En verdad, la opinión cultural[i] siempre me ha incomodado, porque adopta con frecuencia una actitud paternalista, mandona, castradora. El columnismo cultural es el género más arrogante y autoritario que conozco, con frecuencia no consiste más que en pavonearse y en perfilar una especie de opinión “dogmatica” made in uno mismo que imponer a los otros. Casi siempre sólo se trata de “dominar” al otro.
En el fondo, la opinión cultural se ha constituido en un medio de represión de la creatividad, con un impacto quizás muy reducido, pues es muy reducida la parte de la sociedad a quien le importa “lo cultural”, pero que, a los que somos del medio, en mayor o menor medida, nos afecta. Funciona no sólo como mecanismo represor y publicitario, sino como estrategia profundamente uniformizadora. Así lo vemos todos las semanas en los suplementos culturales, y últimamente –y esto es sorprendente- también en algunos medios digitales. Y eso no me gusta.
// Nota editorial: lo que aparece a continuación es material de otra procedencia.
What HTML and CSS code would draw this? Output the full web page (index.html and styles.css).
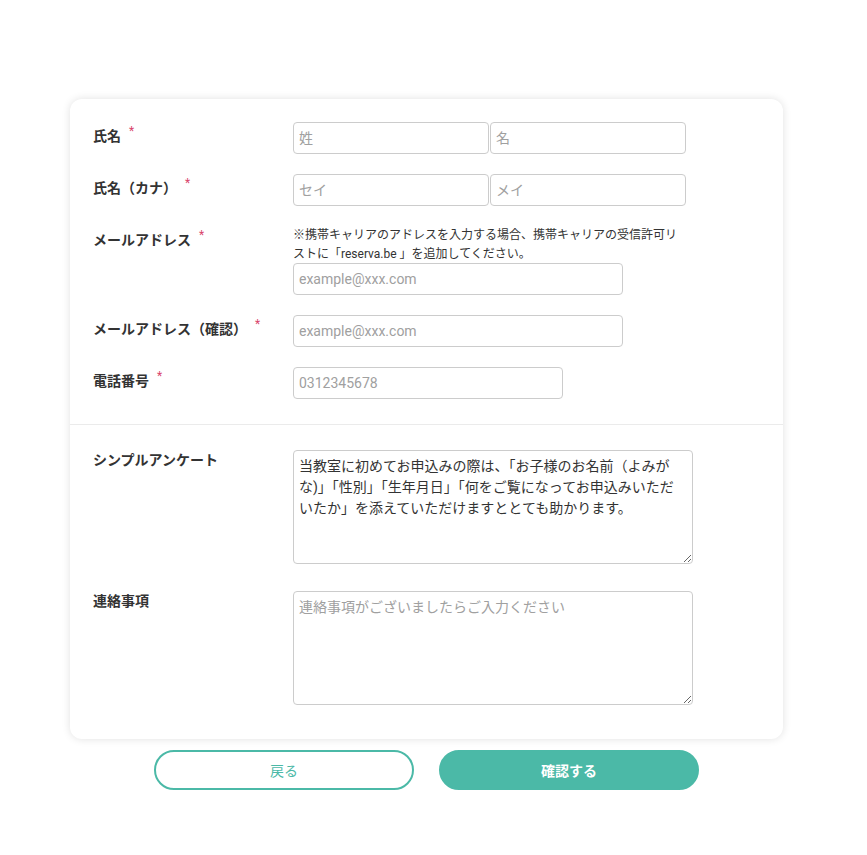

Casi todos los autores y los lectores sabemos –otra cosa es que no nos lo reconozcamos a nosotros mismos- que la escritura es algo que no nos pertenece, es algo compartido, incesante. Los libros se relacionan unos con otros de forma libre, proteica, continua. No hay cesura entre una novela y otra, y, si me apuran, no la hay entre un poemario, un artículo del Hola y una hoja parroquial. Todas las piezas encajan las unas con las otras y conforman esa especie de frenesí lingüístico que es el mundo, respondiendo así al “deseo textual” del que padecemos muchos.
En este desciframiento inagotable que es leer y escribir, no existen rankings ni escalafones, ni autores estrella frente autores indignos de consideración; todos forman y formamos parte de un entramado del que cada pieza importa y en el que la resonancia de cada lectura, buena o mala, como señala tan acertadamente Reig, no depende más que del tiempo y del azar. Polifonía pues.
[i] Cuando hablo de Opinión cultural me refiero tanto a la opinión como a la crítica, que en este país, mal que nos pese, sigue siendo un tipo evidente de “opinión”.